Molecular structure in biomolecular condensates

TL;DR

This paper reviews recent evidence and debates on the molecular structures within biomolecular condensates, focusing on the roles of disordered domains and structured fibrils in phase separation.

Contribution

It synthesizes current viewpoints on the structural nature of low-complexity domains in condensates and highlights key open questions for future research.

Findings

Structures formed via multivalent domain-motif interactions are largely unchanged within condensates.

Discussions on whether low-complexity domains remain disordered or form amyloid-like structures.
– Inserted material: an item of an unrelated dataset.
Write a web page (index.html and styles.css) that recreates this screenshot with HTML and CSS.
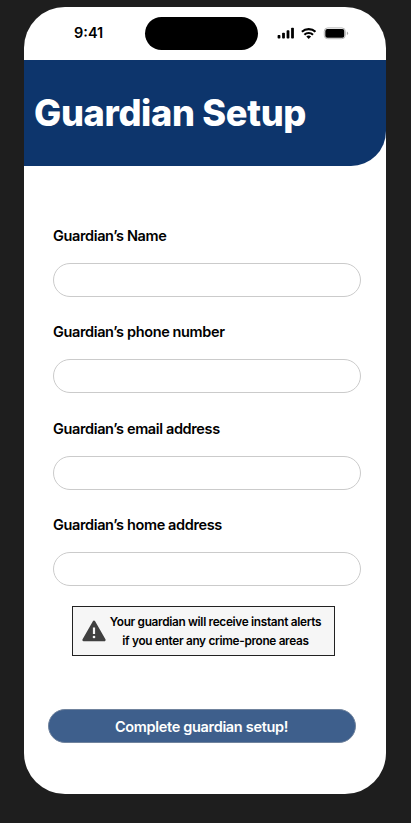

Identification of outstanding questions to understand structure-function relationships.

Abstract

Evidence accumulated over the past decade provides support for liquid-liquid phase separation as the mechanism underlying the formation of biomolecular condensates, which include not only membraneless organelles such as nucleoli and RNA granules, but additional assemblies involved in transcription, translation and signaling. Understanding the molecular mechanisms of condensate function requires knowledge of the structures of their constituents. Current knowledge suggests that structures formed via multivalent domain-motif interactions remain largely unchanged within condensates. Two different viewpoints exist regarding structures of disordered low-complexity domains within condensates; one argues that low-complexity domains remain largely disordered in condensates and their multivalency is encoded in short motifs called stickers, while the other argues that the sequences form cross-beta structures resembling amyloid fibrils. We review these viewpoints and highlight outstanding questions that will inform structure-function relationships for biomolecular condensates.